Un geste symbolique ?
Près de 150 États dans le monde reconnaissent aujourd’hui l’existence d’un État palestinien, principalement dans les pays du Sud global.
En Europe, cette reconnaissance reste marginale, mais des signes d’évolution se sont multipliés. L’Irlande, la Norvège, l’Espagne et la Slovénie ont annoncé récemment leur décision de reconnaître la Palestine, dans un contexte de colère croissante face aux conséquences humanitaires de la guerre à Gaza.
La France, par sa place centrale au sein de l’Union européenne et du Conseil de sécurité, donnerait un poids particulier à cette reconnaissance. Elle serait la première puissance occidentale majeure à franchir ce pas. Reste à savoir si ce geste s’inscrira dans une véritable stratégie de médiation, ou s’il restera un symbole de solidarité sans effets concrets sur le terrain.
La question de Gaza et l’exclusion du Hamas
L’annonce d’Emmanuel Macron ne signifie pas une reconnaissance sans conditions. Le président a affirmé que l’État palestinien envisagé ne saurait inclure le Hamas dans sa structure politique. Le plan français prévoit un retour de l’Autorité palestinienne dans la bande de Gaza, dont elle a été évincée depuis 2007. Cette disposition répond à l’une des principales préoccupations de la diplomatie occidentale : l’impossibilité de soutenir une entité gouvernée par une organisation armée refusant la reconnaissance d’Israël.

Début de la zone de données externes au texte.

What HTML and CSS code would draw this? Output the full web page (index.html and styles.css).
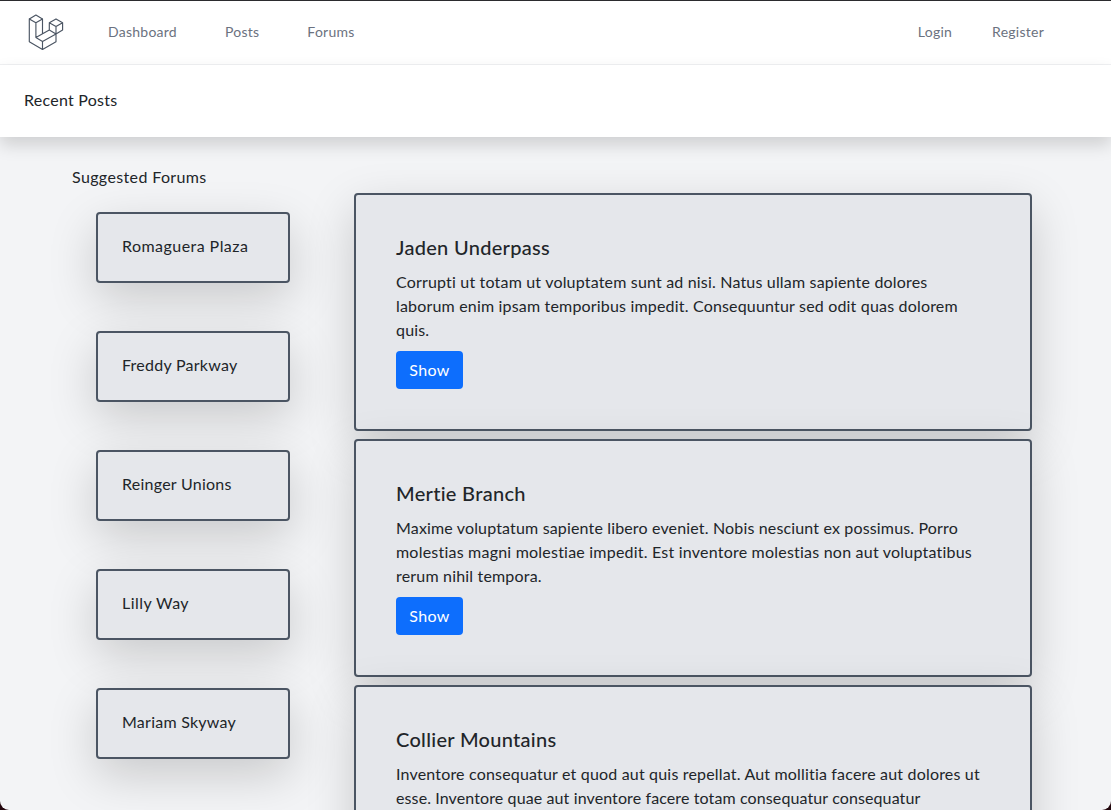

Mais la faiblesse actuelle de l’Autorité palestinienne, dirigée par Mahmoud Abbas, soulève des doutes. Son absence d’influence à Gaza, ses divisions internes et sa perte de légitimité auprès de nombreux Palestiniens compliquent le projet français.
La France compte sur le soutien de partenaires arabes pour encadrer un retour progressif de l’Autorité dans la bande de Gaza et faciliter une solution de compromis.